Repeat exactly the lines running from the first line of the data to the line containing "1.5l8 8M9.5 1.5l-8", both ends included, and nothing else; drop the pictures.

EXCERPTED RECORDS start

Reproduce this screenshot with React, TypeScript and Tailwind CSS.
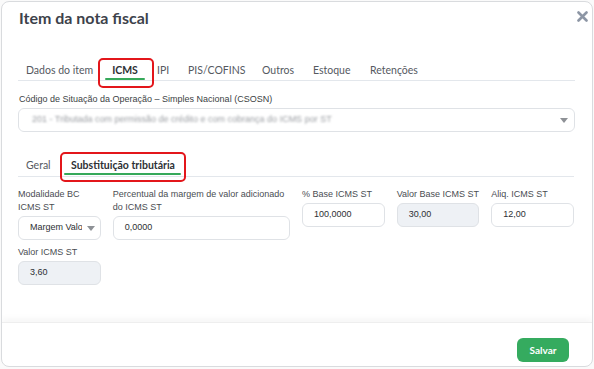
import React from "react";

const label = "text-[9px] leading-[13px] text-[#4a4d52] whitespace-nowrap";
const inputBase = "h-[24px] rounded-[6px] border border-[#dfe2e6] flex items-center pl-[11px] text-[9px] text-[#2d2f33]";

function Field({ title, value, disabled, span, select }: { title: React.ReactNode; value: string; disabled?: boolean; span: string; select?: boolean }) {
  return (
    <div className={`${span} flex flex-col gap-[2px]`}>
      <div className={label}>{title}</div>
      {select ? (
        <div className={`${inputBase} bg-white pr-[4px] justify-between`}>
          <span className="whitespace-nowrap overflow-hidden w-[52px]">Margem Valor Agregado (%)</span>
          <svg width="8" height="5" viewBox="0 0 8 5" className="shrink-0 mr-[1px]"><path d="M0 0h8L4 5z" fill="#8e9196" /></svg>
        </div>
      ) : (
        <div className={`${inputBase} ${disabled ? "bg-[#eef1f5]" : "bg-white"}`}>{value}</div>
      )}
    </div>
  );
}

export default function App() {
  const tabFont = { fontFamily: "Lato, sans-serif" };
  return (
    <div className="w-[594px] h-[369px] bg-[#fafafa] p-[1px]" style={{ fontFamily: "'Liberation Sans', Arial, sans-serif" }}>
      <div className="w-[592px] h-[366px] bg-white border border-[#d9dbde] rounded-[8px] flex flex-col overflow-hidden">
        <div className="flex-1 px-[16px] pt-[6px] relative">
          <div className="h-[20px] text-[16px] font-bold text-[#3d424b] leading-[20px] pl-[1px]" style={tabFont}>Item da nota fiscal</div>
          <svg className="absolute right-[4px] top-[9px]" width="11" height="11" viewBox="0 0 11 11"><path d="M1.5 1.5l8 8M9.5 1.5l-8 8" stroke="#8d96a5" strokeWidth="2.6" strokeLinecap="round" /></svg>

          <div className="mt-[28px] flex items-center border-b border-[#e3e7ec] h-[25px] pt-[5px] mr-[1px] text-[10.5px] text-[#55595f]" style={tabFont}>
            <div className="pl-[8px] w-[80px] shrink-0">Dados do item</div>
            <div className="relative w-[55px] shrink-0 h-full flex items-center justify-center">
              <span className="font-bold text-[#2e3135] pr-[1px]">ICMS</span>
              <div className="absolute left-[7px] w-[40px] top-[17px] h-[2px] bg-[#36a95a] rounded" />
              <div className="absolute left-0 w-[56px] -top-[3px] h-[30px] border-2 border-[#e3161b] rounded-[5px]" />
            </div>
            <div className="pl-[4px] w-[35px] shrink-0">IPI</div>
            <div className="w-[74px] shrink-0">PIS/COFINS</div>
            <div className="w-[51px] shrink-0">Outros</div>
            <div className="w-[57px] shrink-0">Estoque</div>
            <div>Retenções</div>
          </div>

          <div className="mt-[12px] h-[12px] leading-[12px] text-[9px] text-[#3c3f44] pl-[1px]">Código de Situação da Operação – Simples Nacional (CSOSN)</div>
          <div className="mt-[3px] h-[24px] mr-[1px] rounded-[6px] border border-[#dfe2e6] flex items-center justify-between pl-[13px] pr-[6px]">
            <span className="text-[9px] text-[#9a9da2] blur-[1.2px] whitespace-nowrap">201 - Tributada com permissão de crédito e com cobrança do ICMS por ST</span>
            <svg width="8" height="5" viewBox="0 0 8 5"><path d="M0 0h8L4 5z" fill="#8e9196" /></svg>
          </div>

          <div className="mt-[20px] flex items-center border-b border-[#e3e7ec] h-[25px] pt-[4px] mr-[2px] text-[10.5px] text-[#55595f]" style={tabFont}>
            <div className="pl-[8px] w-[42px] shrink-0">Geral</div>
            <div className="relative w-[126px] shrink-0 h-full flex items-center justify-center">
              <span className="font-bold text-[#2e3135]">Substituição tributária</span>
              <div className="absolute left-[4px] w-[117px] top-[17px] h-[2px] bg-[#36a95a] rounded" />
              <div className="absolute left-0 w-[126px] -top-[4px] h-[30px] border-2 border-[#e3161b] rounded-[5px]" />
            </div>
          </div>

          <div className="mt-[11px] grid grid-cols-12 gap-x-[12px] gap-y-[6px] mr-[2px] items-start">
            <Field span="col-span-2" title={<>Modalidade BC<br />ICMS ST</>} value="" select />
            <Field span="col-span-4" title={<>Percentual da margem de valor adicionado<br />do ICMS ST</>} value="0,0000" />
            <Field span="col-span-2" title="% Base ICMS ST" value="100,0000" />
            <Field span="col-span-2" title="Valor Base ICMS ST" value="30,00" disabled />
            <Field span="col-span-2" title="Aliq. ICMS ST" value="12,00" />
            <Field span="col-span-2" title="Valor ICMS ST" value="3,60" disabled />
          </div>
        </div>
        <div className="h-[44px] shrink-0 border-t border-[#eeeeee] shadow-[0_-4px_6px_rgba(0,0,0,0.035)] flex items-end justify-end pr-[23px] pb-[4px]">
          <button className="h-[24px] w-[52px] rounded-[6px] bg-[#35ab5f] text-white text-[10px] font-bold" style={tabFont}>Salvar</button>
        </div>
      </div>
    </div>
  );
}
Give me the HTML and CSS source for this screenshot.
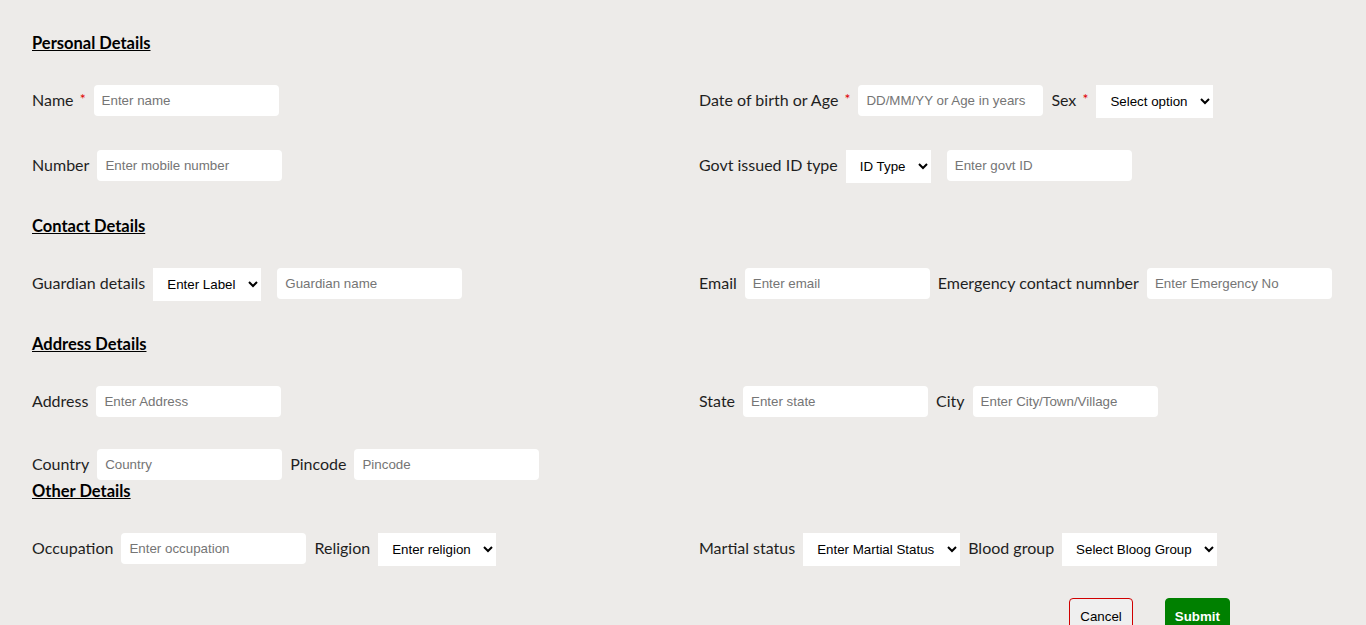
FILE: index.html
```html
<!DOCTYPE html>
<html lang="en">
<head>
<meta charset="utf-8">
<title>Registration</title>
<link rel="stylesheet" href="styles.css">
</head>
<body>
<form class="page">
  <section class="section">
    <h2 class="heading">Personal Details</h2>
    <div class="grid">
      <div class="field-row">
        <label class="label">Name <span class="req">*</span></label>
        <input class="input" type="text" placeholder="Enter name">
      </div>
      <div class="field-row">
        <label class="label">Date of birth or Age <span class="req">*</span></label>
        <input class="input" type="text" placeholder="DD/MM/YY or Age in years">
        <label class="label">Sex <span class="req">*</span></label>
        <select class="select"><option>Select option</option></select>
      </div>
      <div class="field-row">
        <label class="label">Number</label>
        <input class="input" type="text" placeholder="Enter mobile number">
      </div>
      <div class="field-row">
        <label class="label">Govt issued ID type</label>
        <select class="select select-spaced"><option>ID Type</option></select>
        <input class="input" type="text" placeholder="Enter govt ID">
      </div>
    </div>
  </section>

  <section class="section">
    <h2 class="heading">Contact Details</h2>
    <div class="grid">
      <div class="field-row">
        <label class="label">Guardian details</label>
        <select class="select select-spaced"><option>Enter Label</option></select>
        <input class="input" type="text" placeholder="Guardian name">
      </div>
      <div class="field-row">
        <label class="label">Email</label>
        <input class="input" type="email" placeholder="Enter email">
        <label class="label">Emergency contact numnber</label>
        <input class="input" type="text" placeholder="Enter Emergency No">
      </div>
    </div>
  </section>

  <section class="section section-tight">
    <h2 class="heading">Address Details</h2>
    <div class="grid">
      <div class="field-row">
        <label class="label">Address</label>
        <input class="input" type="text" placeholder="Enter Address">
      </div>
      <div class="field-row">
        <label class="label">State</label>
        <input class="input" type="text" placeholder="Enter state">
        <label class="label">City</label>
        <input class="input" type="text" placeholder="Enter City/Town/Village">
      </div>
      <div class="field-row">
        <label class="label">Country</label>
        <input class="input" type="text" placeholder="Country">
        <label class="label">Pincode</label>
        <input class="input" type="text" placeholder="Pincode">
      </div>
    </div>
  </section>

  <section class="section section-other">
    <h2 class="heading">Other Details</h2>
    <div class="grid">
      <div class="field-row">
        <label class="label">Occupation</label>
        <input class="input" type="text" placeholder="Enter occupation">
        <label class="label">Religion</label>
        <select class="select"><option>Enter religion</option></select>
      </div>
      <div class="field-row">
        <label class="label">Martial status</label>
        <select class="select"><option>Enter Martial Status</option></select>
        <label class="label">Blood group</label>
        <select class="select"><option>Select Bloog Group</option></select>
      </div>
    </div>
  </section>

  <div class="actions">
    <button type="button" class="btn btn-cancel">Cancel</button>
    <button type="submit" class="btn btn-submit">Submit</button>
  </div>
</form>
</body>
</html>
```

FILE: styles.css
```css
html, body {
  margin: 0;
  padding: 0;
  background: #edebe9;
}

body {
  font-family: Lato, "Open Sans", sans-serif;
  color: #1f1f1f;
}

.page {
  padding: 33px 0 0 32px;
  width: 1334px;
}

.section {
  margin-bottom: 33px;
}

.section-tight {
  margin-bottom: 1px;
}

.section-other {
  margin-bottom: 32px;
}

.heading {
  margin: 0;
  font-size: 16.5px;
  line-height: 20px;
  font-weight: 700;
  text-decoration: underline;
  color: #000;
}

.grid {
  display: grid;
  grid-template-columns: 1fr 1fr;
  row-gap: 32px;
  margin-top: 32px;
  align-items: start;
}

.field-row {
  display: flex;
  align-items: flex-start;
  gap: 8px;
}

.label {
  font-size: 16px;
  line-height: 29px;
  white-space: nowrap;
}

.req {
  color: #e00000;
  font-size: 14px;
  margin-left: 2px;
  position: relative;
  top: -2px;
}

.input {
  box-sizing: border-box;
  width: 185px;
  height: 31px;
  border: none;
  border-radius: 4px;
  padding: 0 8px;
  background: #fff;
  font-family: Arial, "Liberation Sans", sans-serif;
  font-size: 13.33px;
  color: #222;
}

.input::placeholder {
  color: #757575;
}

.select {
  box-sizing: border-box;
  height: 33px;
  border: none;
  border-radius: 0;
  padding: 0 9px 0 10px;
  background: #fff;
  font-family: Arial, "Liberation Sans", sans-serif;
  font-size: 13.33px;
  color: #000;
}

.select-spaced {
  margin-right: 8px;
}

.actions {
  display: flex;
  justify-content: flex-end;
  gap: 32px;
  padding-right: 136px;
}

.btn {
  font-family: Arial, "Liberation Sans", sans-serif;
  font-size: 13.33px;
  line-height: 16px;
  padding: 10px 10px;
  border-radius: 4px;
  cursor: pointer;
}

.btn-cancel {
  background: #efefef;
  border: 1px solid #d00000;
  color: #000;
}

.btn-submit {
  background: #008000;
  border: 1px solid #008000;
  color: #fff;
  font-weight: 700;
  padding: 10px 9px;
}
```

EXCERPTED RECORDS end

▶ _ANSWER_
Reproduce this screenshot with React, TypeScript and Tailwind CSS.
import React from "react";

const label = "text-[9px] leading-[13px] text-[#4a4d52] whitespace-nowrap";
const inputBase = "h-[24px] rounded-[6px] border border-[#dfe2e6] flex items-center pl-[11px] text-[9px] text-[#2d2f33]";

function Field({ title, value, disabled, span, select }: { title: React.ReactNode; value: string; disabled?: boolean; span: string; select?: boolean }) {
  return (
    <div className={`${span} flex flex-col gap-[2px]`}>
      <div className={label}>{title}</div>
      {select ? (
        <div className={`${inputBase} bg-white pr-[4px] justify-between`}>
          <span className="whitespace-nowrap overflow-hidden w-[52px]">Margem Valor Agregado (%)</span>
          <svg width="8" height="5" viewBox="0 0 8 5" className="shrink-0 mr-[1px]"><path d="M0 0h8L4 5z" fill="#8e9196" /></svg>
        </div>
      ) : (
        <div className={`${inputBase} ${disabled ? "bg-[#eef1f5]" : "bg-white"}`}>{value}</div>
      )}
    </div>
  );
}

export default function App() {
  const tabFont = { fontFamily: "Lato, sans-serif" };
  return (
    <div className="w-[594px] h-[369px] bg-[#fafafa] p-[1px]" style={{ fontFamily: "'Liberation Sans', Arial, sans-serif" }}>
      <div className="w-[592px] h-[366px] bg-white border border-[#d9dbde] rounded-[8px] flex flex-col overflow-hidden">
        <div className="flex-1 px-[16px] pt-[6px] relative">
          <div className="h-[20px] text-[16px] font-bold text-[#3d424b] leading-[20px] pl-[1px]" style={tabFont}>Item da nota fiscal</div>
          <svg className="absolute right-[4px] top-[9px]" width="11" height="11" viewBox="0 0 11 11"><path d="M1.5 1.5l8 8M9.5 1.5l-8 8" stroke="#8d96a5" strokeWidth="2.6" strokeLinecap="round" /></svg>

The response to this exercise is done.